(SUPPLIED MATERIAL)
· · ·
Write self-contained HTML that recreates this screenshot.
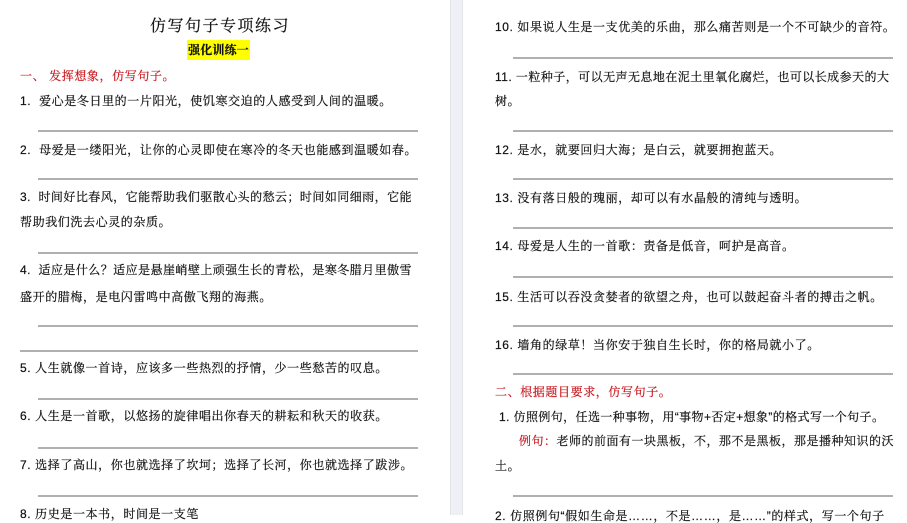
<!DOCTYPE html>
<html><head><meta charset="utf-8"><style>
body{margin:0;width:907px;height:515px;overflow:hidden;background:#fff;position:relative;font-family:"Liberation Sans","Noto Serif CJK SC","Noto Sans CJK SC",serif;color:#111}
.t{position:absolute;font-size:12px;letter-spacing:.6px;white-space:nowrap;line-height:14px;-webkit-text-stroke:.2px #111}
.r{color:#c8161d;-webkit-text-stroke:.2px #c8161d}
.l{position:absolute;height:0;border-top:2px solid #b0b0b0}
.gap{position:absolute;left:450px;top:0;width:11px;height:515px;background:#eef0f5;border-left:1px solid #e2e4ea;border-right:1px solid #e2e4ea}
</style></head><body>
<div class="gap"></div>
<div class="t" style="left:150px;top:18px;font-size:16px;letter-spacing:1.5px;line-height:18px">仿写句子专项练习</div>
<div class="t" style="left:187px;top:40px;background:#ffff00;padding:3px 1px;font-weight:bold;letter-spacing:.2px">强化训练一</div>
<div class="t r" style="left:20px;top:69px">一、 发挥想象，仿写句子。</div>
<div class="t" style="left:20px;top:94px">1.&nbsp; 爱心是冬日里的一片阳光，使饥寒交迫的人感受到人间的温暖。</div>
<div class="l" style="left:38px;width:380px;top:130px"></div>
<div class="t" style="left:20px;top:143px">2.&nbsp; 母爱是一缕阳光，让你的心灵即使在寒冷的冬天也能感到温暖如春。</div>
<div class="l" style="left:38px;width:380px;top:178px"></div>
<div class="t" style="left:20px;top:190px;letter-spacing:.45px">3.&nbsp; 时间好比春风，它能帮助我们驱散心头的愁云；时间如同细雨，它能</div>
<div class="t" style="left:20px;top:215px">帮助我们洗去心灵的杂质。</div>
<div class="l" style="left:38px;width:380px;top:252px"></div>
<div class="t" style="left:20px;top:263px;letter-spacing:.45px">4.&nbsp; 适应是什么？适应是悬崖峭壁上顽强生长的青松，是寒冬腊月里傲雪</div>
<div class="t" style="left:20px;top:290px">盛开的腊梅，是电闪雷鸣中高傲飞翔的海燕。</div>
<div class="l" style="left:38px;width:380px;top:325px"></div>
<div class="l" style="left:20px;width:398px;top:350px"></div>
<div class="t" style="left:20px;top:361px">5. 人生就像一首诗，应该多一些热烈的抒情，少一些愁苦的叹息。</div>
<div class="l" style="left:38px;width:380px;top:398px"></div>
<div class="t" style="left:20px;top:409px">6. 人生是一首歌，以悠扬的旋律唱出你春天的耕耘和秋天的收获。</div>
<div class="l" style="left:38px;width:380px;top:447px"></div>
<div class="t" style="left:20px;top:458px">7. 选择了高山，你也就选择了坎坷；选择了长河，你也就选择了跋涉。</div>
<div class="l" style="left:38px;width:380px;top:495px"></div>
<div class="t" style="left:20px;top:507px">8. 历史是一本书，时间是一支笔</div>

<div class="t" style="left:495px;top:20px">10. 如果说人生是一支优美的乐曲，那么痛苦则是一个不可缺少的音符。</div>
<div class="l" style="left:513px;width:380px;top:57px"></div>
<div class="t" style="left:495px;top:70px;letter-spacing:.45px">11. 一粒种子，可以无声无息地在泥土里氧化腐烂，也可以长成参天的大</div>
<div class="t" style="left:495px;top:94px">树。</div>
<div class="l" style="left:513px;width:380px;top:130px"></div>
<div class="t" style="left:495px;top:143px">12. 是水，就要回归大海；是白云，就要拥抱蓝天。</div>
<div class="l" style="left:513px;width:380px;top:178px"></div>
<div class="t" style="left:495px;top:191px">13. 没有落日般的瑰丽，却可以有水晶般的清纯与透明。</div>
<div class="l" style="left:513px;width:380px;top:227px"></div>
<div class="t" style="left:495px;top:239px">14. 母爱是人生的一首歌：责备是低音，呵护是高音。</div>
<div class="l" style="left:513px;width:380px;top:276px"></div>
<div class="t" style="left:495px;top:290px">15. 生活可以吞没贪婪者的欲望之舟，也可以鼓起奋斗者的搏击之帆。</div>
<div class="l" style="left:513px;width:380px;top:325px"></div>
<div class="t" style="left:495px;top:338px">16. 墙角的绿草！当你安于独自生长时，你的格局就小了。</div>
<div class="l" style="left:513px;width:380px;top:373px"></div>
<div class="t r" style="left:495px;top:385px">二、根据题目要求，仿写句子。</div>
<div class="t" style="left:499px;top:410px;letter-spacing:.4px">1. 仿照例句，任选一种事物，用“事物+否定+想象”的格式写一个句子。</div>
<div class="t" style="left:519px;top:434px;letter-spacing:.5px"><span class="r">例句：</span>老师的前面有一块黑板，不，那不是黑板，那是播种知识的沃</div>
<div class="t" style="left:495px;top:459px">土。</div>
<div class="l" style="left:513px;width:380px;top:495px"></div>
<div class="t" style="left:495px;top:509px">2. 仿照例句“假如生命是……，不是……，是……”的样式，写一个句子</div>
</body></html>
· · ·
(WHAT THE TASK ASKS) Exclude the images, then output the data above word for word.

(EXERCISE SOLUTION)
Write self-contained HTML that recreates this screenshot.
<!DOCTYPE html>
<html><head><meta charset="utf-8"><style>
body{margin:0;width:907px;height:515px;overflow:hidden;background:#fff;position:relative;font-family:"Liberation Sans","Noto Serif CJK SC","Noto Sans CJK SC",serif;color:#111}
.t{position:absolute;font-size:12px;letter-spacing:.6px;white-space:nowrap;line-height:14px;-webkit-text-stroke:.2px #111}
.r{color:#c8161d;-webkit-text-stroke:.2px #c8161d}
.l{position:absolute;height:0;border-top:2px solid #b0b0b0}
.gap{position:absolute;left:450px;top:0;width:11px;height:515px;background:#eef0f5;border-left:1px solid #e2e4ea;border-right:1px solid #e2e4ea}
</style></head><body>
<div class="gap"></div>
<div class="t" style="left:150px;top:18px;font-size:16px;letter-spacing:1.5px;line-height:18px">仿写句子专项练习</div>
<div class="t" style="left:187px;top:40px;background:#ffff00;padding:3px 1px;font-weight:bold;letter-spacing:.2px">强化训练一</div>
<div class="t r" style="left:20px;top:69px">一、 发挥想象，仿写句子。</div>
<div class="t" style="left:20px;top:94px">1.&nbsp; 爱心是冬日里的一片阳光，使饥寒交迫的人感受到人间的温暖。</div>
<div class="l" style="left:38px;width:380px;top:130px"></div>
<div class="t" style="left:20px;top:143px">2.&nbsp; 母爱是一缕阳光，让你的心灵即使在寒冷的冬天也能感到温暖如春。</div>
<div class="l" style="left:38px;width:380px;top:178px"></div>
<div class="t" style="left:20px;top:190px;letter-spacing:.45px">3.&nbsp; 时间好比春风，它能帮助我们驱散心头的愁云；时间如同细雨，它能</div>
<div class="t" style="left:20px;top:215px">帮助我们洗去心灵的杂质。</div>
<div class="l" style="left:38px;width:380px;top:252px"></div>
<div class="t" style="left:20px;top:263px;letter-spacing:.45px">4.&nbsp; 适应是什么？适应是悬崖峭壁上顽强生长的青松，是寒冬腊月里傲雪</div>
<div class="t" style="left:20px;top:290px">盛开的腊梅，是电闪雷鸣中高傲飞翔的海燕。</div>
<div class="l" style="left:38px;width:380px;top:325px"></div>
<div class="l" style="left:20px;width:398px;top:350px"></div>
<div class="t" style="left:20px;top:361px">5. 人生就像一首诗，应该多一些热烈的抒情，少一些愁苦的叹息。</div>
<div class="l" style="left:38px;width:380px;top:398px"></div>
<div class="t" style="left:20px;top:409px">6. 人生是一首歌，以悠扬的旋律唱出你春天的耕耘和秋天的收获。</div>
<div class="l" style="left:38px;width:380px;top:447px"></div>
<div class="t" style="left:20px;top:458px">7. 选择了高山，你也就选择了坎坷；选择了长河，你也就选择了跋涉。</div>
<div class="l" style="left:38px;width:380px;top:495px"></div>
<div class="t" style="left:20px;top:507px">8. 历史是一本书，时间是一支笔</div>

<div class="t" style="left:495px;top:20px">10. 如果说人生是一支优美的乐曲，那么痛苦则是一个不可缺少的音符。</div>
<div class="l" style="left:513px;width:380px;top:57px"></div>
<div class="t" style="left:495px;top:70px;letter-spacing:.45px">11. 一粒种子，可以无声无息地在泥土里氧化腐烂，也可以长成参天的大</div>
<div class="t" style="left:495px;top:94px">树。</div>
<div class="l" style="left:513px;width:380px;top:130px"></div>
<div class="t" style="left:495px;top:143px">12. 是水，就要回归大海；是白云，就要拥抱蓝天。</div>
<div class="l" style="left:513px;width:380px;top:178px"></div>
<div class="t" style="left:495px;top:191px">13. 没有落日般的瑰丽，却可以有水晶般的清纯与透明。</div>
<div class="l" style="left:513px;width:380px;top:227px"></div>
<div class="t" style="left:495px;top:239px">14. 母爱是人生的一首歌：责备是低音，呵护是高音。</div>
<div class="l" style="left:513px;width:380px;top:276px"></div>
<div class="t" style="left:495px;top:290px">15. 生活可以吞没贪婪者的欲望之舟，也可以鼓起奋斗者的搏击之帆。</div>
<div class="l" style="left:513px;width:380px;top:325px"></div>
<div class="t" style="left:495px;top:338px">16. 墙角的绿草！当你安于独自生长时，你的格局就小了。</div>
<div class="l" style="left:513px;width:380px;top:373px"></div>
<div class="t r" style="left:495px;top:385px">二、根据题目要求，仿写句子。</div>
<div class="t" style="left:499px;top:410px;letter-spacing:.4px">1. 仿照例句，任选一种事物，用“事物+否定+想象”的格式写一个句子。</div>
<div class="t" style="left:519px;top:434px;letter-spacing:.5px"><span class="r">例句：</span>老师的前面有一块黑板，不，那不是黑板，那是播种知识的沃</div>
<div class="t" style="left:495px;top:459px">土。</div>
<div class="l" style="left:513px;width:380px;top:495px"></div>
<div class="t" style="left:495px;top:509px">2. 仿照例句“假如生命是……，不是……，是……”的样式，写一个句子</div>
</body></html>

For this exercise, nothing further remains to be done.